Bu tablo çok şaşırtıcı gelmedi bana. Çünkü şiddet en yakınlarımızdan geliyor. Eskiden insanlar iş ve sosyal hayatta daha aktifken aile içinde bir birlerine biraz daha uzak kalabiliyorlardı. Ama bu dönemde bir birlerinden uzaklaşmak mümkün değil. Özellikle karantinanın tam olarak uygulandığı ülkelerde aynı evin içine kalmak zorundasınız. Bu da şiddetin evin içine taşınması demek. Sadece fiziksel değil duygusal şiddet de artacak. Özellikle kadınlara.
Son olarak bir mesajınız var mı?
Çok zor bir süreçten geçiyoruz.
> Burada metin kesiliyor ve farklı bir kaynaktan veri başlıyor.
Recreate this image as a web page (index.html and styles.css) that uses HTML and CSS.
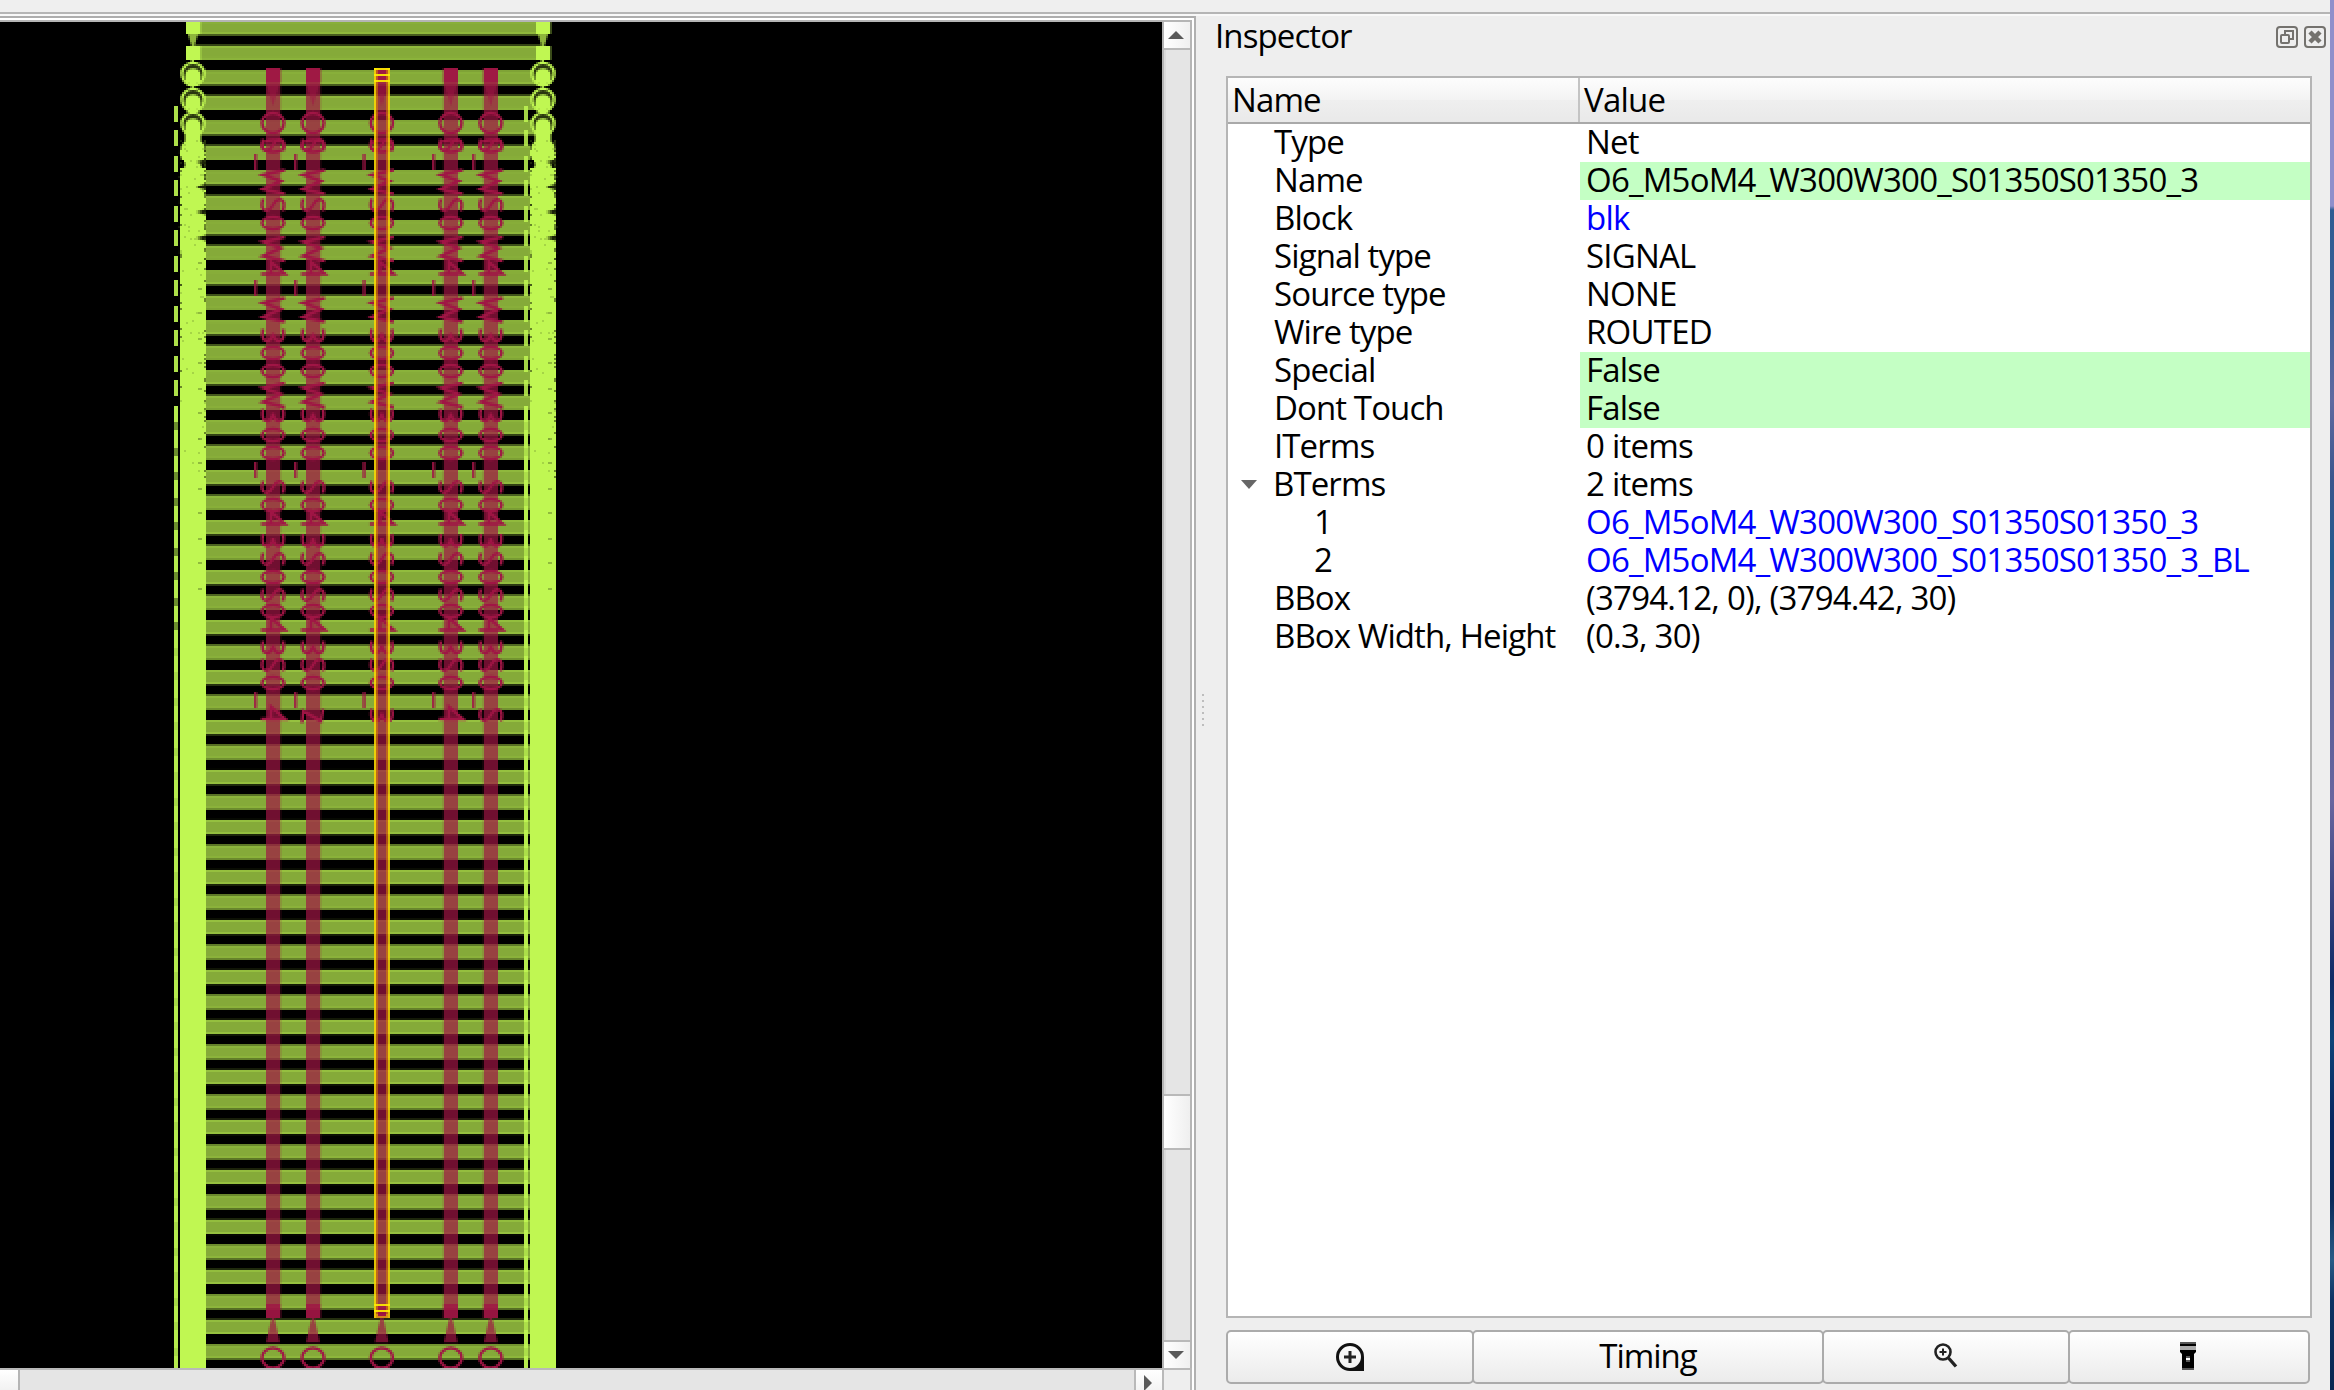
FILE: index.html
```html
<!DOCTYPE html>
<html lang="en">
<head>
<meta charset="utf-8">
<title>Layout viewer - Inspector</title>
<link rel="stylesheet" href="styles.css">
</head>
<body>
<div class="window">
  <div class="toolbar-edge"></div>
  <div class="main">
    <section class="viewer">
      <div class="viewer-frame">
        <canvas class="layout" id="layout" width="581" height="673"></canvas>
        <div class="vscroll">
          <div class="sb-btn"><svg width="16" height="8" viewBox="0 0 16 8"><path d="M0 8 8 0 16 8z" fill="#5a5a5a"/></svg></div>
          <div class="sb-track track-a"></div>
          <div class="sb-thumb"></div>
          <div class="sb-track track-b"></div>
          <div class="sb-btn down"><svg width="16" height="8" viewBox="0 0 16 8"><path d="M0 0 8 8 16 0z" fill="#5a5a5a"/></svg></div>
        </div>
        <div class="hscroll">
          <div class="h-thumb"></div>
          <div class="h-track"></div>
          <div class="h-btn"><svg width="8" height="16" viewBox="0 0 8 16"><path d="M0 0 8 8 0 16z" fill="#5a5a5a"/></svg></div>
        </div>
        <div class="corner"></div>
      </div>
    </section>
    <div class="splitter"><i></i><i></i><i></i><i></i><i></i><i></i></div>
    <section class="inspector">
      <header class="dock-title">
        <span class="t">Inspector</span>
        <span class="dock-buttons">
          <svg width="22" height="22" viewBox="0 0 22 22" fill="none" stroke="#74726e" stroke-width="2"><rect x="1" y="1" width="20" height="20" rx="3"/><rect x="5" y="9" width="8" height="8" rx="1"/><path d="M9 8V5h8v8h-3"/></svg>
          <svg width="22" height="22" viewBox="0 0 22 22" fill="none" stroke="#74726e" stroke-width="2"><rect x="1" y="1" width="20" height="20" rx="3"/><path d="M6 6 16 16M16 6 6 16" stroke-width="4.5"/></svg>
        </span>
      </header>
      <div class="tree">
        <div class="row head"><div class="c1"><span class="t">Name</span></div><div class="c2"><span class="t">Value</span></div></div>
        <div class="row"><div class="c1"><span class="t">Type</span></div><div class="c2"><span class="t">Net</span></div></div>
        <div class="row edit"><div class="c1"><span class="t">Name</span></div><div class="c2"><span class="t">O6_M5oM4_W300W300_S01350S01350_3</span></div></div>
        <div class="row link"><div class="c1"><span class="t">Block</span></div><div class="c2"><span class="t">blk</span></div></div>
        <div class="row"><div class="c1"><span class="t">Signal type</span></div><div class="c2"><span class="t">SIGNAL</span></div></div>
        <div class="row"><div class="c1"><span class="t">Source type</span></div><div class="c2"><span class="t">NONE</span></div></div>
        <div class="row"><div class="c1"><span class="t">Wire type</span></div><div class="c2"><span class="t">ROUTED</span></div></div>
        <div class="row edit"><div class="c1"><span class="t">Special</span></div><div class="c2"><span class="t">False</span></div></div>
        <div class="row edit"><div class="c1"><span class="t">Dont Touch</span></div><div class="c2"><span class="t">False</span></div></div>
        <div class="row"><div class="c1"><span class="t">ITerms</span></div><div class="c2"><span class="t">0 items</span></div></div>
        <div class="row open"><div class="c1"><svg class="caret" width="16" height="9" viewBox="0 0 16 9"><path d="M0 0h16L8 9z" fill="#666"/></svg><span class="t">BTerms</span></div><div class="c2"><span class="t">2 items</span></div></div>
        <div class="row link child"><div class="c1"><span class="t">1</span></div><div class="c2"><span class="t">O6_M5oM4_W300W300_S01350S01350_3</span></div></div>
        <div class="row link child"><div class="c1"><span class="t">2</span></div><div class="c2"><span class="t">O6_M5oM4_W300W300_S01350S01350_3_BL</span></div></div>
        <div class="row"><div class="c1"><span class="t">BBox</span></div><div class="c2"><span class="t">(3794.12, 0), (3794.42, 30)</span></div></div>
        <div class="row"><div class="c1"><span class="t">BBox Width, Height</span></div><div class="c2"><span class="t">(0.3, 30)</span></div></div>
      </div>
      <div class="actions">
        <button class="b1"><svg width="28" height="28" viewBox="0 0 28 28"><path d="M14 0a14 14 0 0 0 0 28h14V14A14 14 0 0 0 14 0zm0 3a11 11 0 1 1 0 22 11 11 0 0 1 0-22z" fill="#111" fill-rule="evenodd"/><path d="M14 8v12M8 14h12" stroke="#222" stroke-width="3"/></svg></button>
        <button class="b2"><span class="t">Timing</span></button>
        <button class="b3"><svg width="24" height="26" viewBox="0 0 24 26" fill="none" stroke="#222"><circle cx="9" cy="9" r="7.5" stroke-width="2.6"/><path d="M9 5.5v7M5.5 9h7" stroke-width="2"/><path d="M14.5 15 22 23.5" stroke-width="3.4"/></svg></button>
        <button class="b4"><svg width="16" height="28" viewBox="0 0 16 28"><path d="M0 0h16v2H0z" fill="#555"/><path d="M0 2h16v2H0z"/><path d="M0 4h16v4H0z" fill="#aaa"/><path d="M0 8h16v2l-2 2v14H2V12L0 10z"/><path d="M2 26h12v2H2z" fill="#555"/><path d="M6 14h4v6H6z" fill="#555"/><path d="M6 16h4v2H6z" fill="#fff"/></svg></button>
      </div>
    </section>
    <div class="desktop"></div>
  </div>
</div>
<script src="layout.js"></script>
</body>
</html>
```
FILE: styles.css
```css
* { box-sizing: border-box; }
body {
  margin: 0;
  width: 2334px;
  height: 1390px;
  overflow: hidden;
  background: #eeeeee;
  color: #000;
  font: 33px/38px "Open Sans", "Noto Sans", sans-serif;
  letter-spacing: -0.78px;
}
.window { position: relative; height: 1390px; display: flex; flex-direction: column; overflow: hidden; }
.toolbar-edge { height: 16px; margin-right: 4px; background: #efefef; border-bottom: 2px solid #f8f8f8; box-shadow: inset 0 -2px 0 #b5b5b5; flex: none; }
.main { flex: 1; display: flex; min-height: 0; }

.viewer { width: 1196px; padding: 2px 2px 0 0; background: #fff; border-top: 2px solid #adadad; border-right: 2px solid #b0b0b0; }
.viewer-frame {
  height: 1370px;
  display: grid;
  grid-template: 1346px 22px / 1162px 30px;
  border-top: 2px solid #b5b5b5;
}
.layout { display: block; width: 1162px; height: 1346px; background: #000; image-rendering: pixelated; }
.vscroll { display: flex; flex-direction: column; border-left: 2px solid #b5b5b5; border-right: 2px solid #b5b5b5; }
.sb-btn { height: 28px; display: flex; align-items: center; justify-content: center; padding-right: 2px; background: linear-gradient(90deg, #fff, #f0f0f0); border-bottom: 2px solid #b9b9b9; flex: none; }
.sb-btn.down { border-bottom: 0; border-top: 2px solid #b9b9b9; }
.sb-track { background: #e5e5e5; border-left: 2px solid #dadada; }
.track-a { height: 1044px; }
.sb-thumb { height: 56px; background: linear-gradient(90deg, #fff, #efefef); border: solid #b9b9b9; border-width: 2px 0; }
.track-b { flex: 1; }
.hscroll { display: flex; border-top: 2px solid #b9b9b9; }
.h-thumb { width: 20px; background: linear-gradient(#fff, #f2f2f2); border-right: 2px solid #b5b5b5; }
.h-track { flex: 1; background: #e5e5e5; }
.h-btn { width: 28px; height: 20px; overflow: hidden; display: flex; justify-content: center; padding: 5px 2px 0 0; background: linear-gradient(#fff, #f4f4f4); border-left: 2px solid #b9b9b9; }
.h-btn svg { flex: none; }
.corner { border: solid #b9b9b9; border-width: 2px 2px 0; background: #eee; }

.splitter { width: 30px; padding: 678px 12px 0 6px; display: flex; flex-direction: column; gap: 4px; }
.splitter i { width: 2px; height: 2px; background: #bdbdbd; }

.inspector { width: 1104px; display: flex; flex-direction: column; }
.dock-title { height: 60px; margin-left: -11px; padding: 1px 4px 0 0; display: flex; justify-content: space-between; letter-spacing: -0.9px; }
.dock-buttons { display: flex; gap: 6px; padding-top: 9px; }
.tree { width: 1086px; height: 1242px; background: #fff; border: 2px solid #b5b5b5; }
.row { display: flex; height: 38px; line-height: 36px; white-space: nowrap; }
.c1 { width: 352px; padding-left: 46px; display: flex; letter-spacing: -0.9px; }
.c2 { flex: 1; padding-left: 6px; }
.edit .c2 { background: #c4ffc4; }
.link .c2 { color: #0000ff; }
.child .c1 { padding-left: 86px; }
.caret { margin: 14px 16px 0 -30px; }
.open .c1 { padding-left: 43px; }
.head { height: 46px; line-height: 43px; background: linear-gradient(#fdfdfd, #f3f3f3 50%, #efefef 50%, #e9e9e9); border-bottom: 2px solid #a9a9a9; }
.head .c1 { padding-left: 4px; border-right: 2px solid #c4c4c4; }
.head .c2 { padding-left: 4px; }

.actions { display: flex; width: 1086px; margin-top: 12px; height: 54px; }
button { font: inherit; letter-spacing: -1px; color: #000; padding: 0; display: flex; align-items: center; justify-content: center; background: linear-gradient(#fff, #ebebeb); border: 2px solid #ababab; border-radius: 5px; margin-right: -2px; }
.b1 { width: 248px; }
.b2 { width: 352px; padding-bottom: 2px; }
.b3 { width: 248px; padding-bottom: 2px; }
.b4 { width: 242px; padding-right: 3px; padding-bottom: 2px; }
.desktop { width: 4px; margin-top: -16px; background: linear-gradient(#8f8fcb 0 206px, #2d5c92 210px, #3a5f97 300px, #6069a0 400px, #3a568d 480px, #225b8f 560px, #555b96 680px, #69669f 800px, #37427f 900px, #0f2c66 980px, #0d4378 1040px, #082660 1120px, #0a2a5a 1200px, #275b86 1260px, #0c3263 1300px, #0a2550); }
```
FILE: layout.js
```js
const cv = document.getElementById('layout');
const g = cv.getContext('2d');
g.translate(0, -11);
const LIME = '#c0f752', RED = '#a01545';
const R = (c, x, y, w, h, a = 1) => { g.globalAlpha = a; g.fillStyle = c; g.fillRect(x, y, w, h); g.globalAlpha = 1; };

// horizontal rails
for (let n = -2; n < 52; n++) {
  const t = 35.2 + 12.492 * n, x = n < 3 ? 97 : 100, w = 265 - x + (n < 3 ? 6 : 0);
  R(LIME, x, t, w, 7.2, 0.69);
  R(LIME, x, t, w, 1, 0.3);
  R(LIME, x, t + 6.2, w, 1, 0.3);
}

// side pillars
function pillar(x0) {
  const cx = x0 + 6.5;
  R(LIME, x0 + 3, 11, 7, 6); R(LIME, x0 + 10, 11, 1, 6, 0.3);
  R(LIME, x0 + 3, 23, 7, 7); R(LIME, x0 + 10, 23, 1, 7, 0.3);
  g.fillStyle = '#8fb63c';
  g.beginPath(); g.moveTo(x0 + 4, 17); g.lineTo(x0 + 9, 17); g.lineTo(x0 + 7.2, 23); g.lineTo(x0 + 5.8, 23); g.fill();
  R(LIME, cx - 1, 30, 1.5, 45, 0.8);
  for (const y of [37, 50, 62]) {
    g.strokeStyle = LIME; g.fillStyle = '#2a360f'; g.lineWidth = 1.4;
    g.beginPath(); g.arc(cx, y, 5.6, 0, 7); g.fill(); g.stroke();
    g.fillStyle = LIME;
    g.beginPath(); g.ellipse(cx, y + 1.2, 3.9, 4, 0, 0, 7); g.fill();
    R(LIME, x0 + 3, y + 1, 7, 3);
  }
  g.fillStyle = LIME;
  for (let y = 76; y < 130; y += 12.5) { g.beginPath(); g.arc(cx, y, 6.6, 0, 7); g.fill(); }
  R(LIME, x0, 74, 13, 7); R(LIME, x0 + 2.5, 66, 8, 20);
  R(LIME, x0, 84, 13, 600);
  for (const y of [81, 93.5, 106, 119]) {
    g.fillStyle = '#1a2208';
    g.beginPath(); g.moveTo(x0 + 13, y - 1.5); g.lineTo(x0 + 8, y); g.lineTo(x0 + 13, y + 1.5); g.fill();
  }
  R('#000', x0, 80, 2, 2);
  let s = 7;
  const rnd = () => (s = (s * 16807) % 2147483647) / 2147483647;
  for (let i = 0; i < 150; i++) {
    const y = 70 + Math.floor(rnd() * rnd() * 210), e = rnd();
    R('#2e3d10', e < 0.5 ? x0 + 12 : e < 0.65 ? x0 : x0 + Math.floor(rnd() * 13), y, 1, 1, e < 0.65 ? 0.6 : 0.18);
  }
  for (let y = 131; y < 300; y += 12.5) R('#5f7d28', x0 + 9, Math.round(y), 2, 1, 0.5);
}
pillar(90); pillar(265);

for (const [x, a] of [[87, 0.9], [262, 0.85]]) {
  for (let y = 53; y < 203; y += 12.5) R(LIME, x, Math.round(y - 0.2), 2, 8, a);
  R(LIME, x, 203, 2, 481, 0.95);
  for (let y = 211; y < 684; y += 12.5) R('#22300c', x, Math.round(y), 2, 4, y < 320 && x < 100 ? 0.5 : 0.1);
}

// vertical wires with their squashed labels
const glyph = {
  O: (x, y) => { g.ellipse(x, y, 5.5, 3, 0, 0, 7); },
  C: (x, y) => { g.ellipse(x, y, 5.5, 5, 0, 0, 7); },
  Z: (x, y) => { g.moveTo(x + 6, y - 6); g.lineTo(x - 5, y - 3.5); g.lineTo(x + 4, y - 0.5); g.lineTo(x - 5, y + 3.5); g.lineTo(x + 6, y + 6); },
  S: (x, y) => { g.moveTo(x - 5, y - 3); g.bezierCurveTo(x - 7, y + 4, x - 2, y + 4, x, y); g.bezierCurveTo(x + 2, y - 4, x + 7, y - 4, x + 5, y + 3); },
  W: (x, y) => { g.moveTo(x - 5, y - 3); g.bezierCurveTo(x - 7, y + 5, x, y + 4, x, y - 1); g.bezierCurveTo(x, y + 4, x + 7, y + 5, x + 5, y - 3); },
  A: (x, y) => { g.moveTo(x - 6, y + 2); g.lineTo(x + 6, y + 2); g.lineTo(x - 1, y - 4); g.lineTo(x - 1, y + 2); },
  N: (x, y) => { g.moveTo(x - 5.5, y + 4); g.lineTo(x - 5, y - 2); g.lineTo(x + 4, y + 3); g.lineTo(x + 5, y - 3); },
};
const marks = [[61.5, 'C'], [72.5, 'S'], [73, 'O'], [91, 'Z'], [102.5, 'S'], [111.5, 'O'], [124.5, 'Z'], [135, 'A'], [155, 'Z'],
  [167.5, 'W'], [176.5, 'O'], [185.5, 'O'], [197.5, 'Z'], [207.5, 'W'], [217.5, 'O'], [226.5, 'O'], [243.5, 'S'], [252.5, 'O'],
  [260, 'A'], [270, 'W'], [279.5, 'S'], [288.5, 'O'], [297.5, 'S'], [305.5, 'O'], [313, 'A'], [323.5, 'W'], [332.5, 'S'], [341.5, 'O']];
const last = ['A', 'N', 'W', 'A', 'S'];
[[133, 136.5], [153, 156.5], [187.4, 190.9], [221.8, 225.4], [241.8, 245.4]].forEach(([x, cx], i) => {
  R(RED, x, 34, 7.2, 625, 0.7);
  R(RED, x, 34, 7.2, 7, 0.9);
  R(RED, x, 652, 7.2, 7, 0.8);
  g.fillStyle = RED; g.globalAlpha = 0.55;
  g.beginPath(); g.moveTo(x, 41); g.lineTo(x + 7, 41); g.lineTo(cx, 53); g.fill();
  g.globalAlpha = 0.7;
  g.beginPath(); g.moveTo(cx - 0.7, 659); g.lineTo(cx + 0.7, 659); g.lineTo(cx + 3.5, 671.3); g.lineTo(cx - 3.5, 671.3); g.fill();
  g.globalAlpha = 1;
  g.strokeStyle = RED; g.lineWidth = 1.5;
  for (const [y, k] of [...marks, [357.5, last[i]], [679, 'C']]) { g.beginPath(); glyph[k](cx, y); g.stroke(); }
  for (const y of [77, 140, 231, 346]) R(RED, [127, 147, 181.3, 216, 236][i], y, 1.5, 8, 0.85);
});

// selected net highlight
R('#ffe600', 187, 34, 1, 625, 0.83); R('#ffe600', 194, 34, 1, 625, 0.78);
R('#e08a00', 188, 34, 1, 625, 0.55); R('#e08a00', 193, 34, 1, 625, 0.55);
for (const y of [34, 37, 40, 652, 655]) R('#ffee00', 187, y, 8, 1, 0.9);
R('#e0a010', 188, 657, 6, 2, 0.8);
R(RED, 189, 657, 4, 1);
```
Bu süreçte bizlere çok fazla görev düşüyor. Salgın bittikten sonra da… İnsanların psikolojik altyapıları ciddi kaygılarla artışa geçip, ön plana çıktı. İçinde bulunduğumuz süreçte, temas etmeden bir birimize daha çok destek olmamız gerekir. Sosyal medyanın güzel tarafını kullanıp, bir birimizle iletişim halinde olmalıyız. Gerekirse uzmanlara da danışıp, salgın süreci en az tahribatla atlatabiliriz.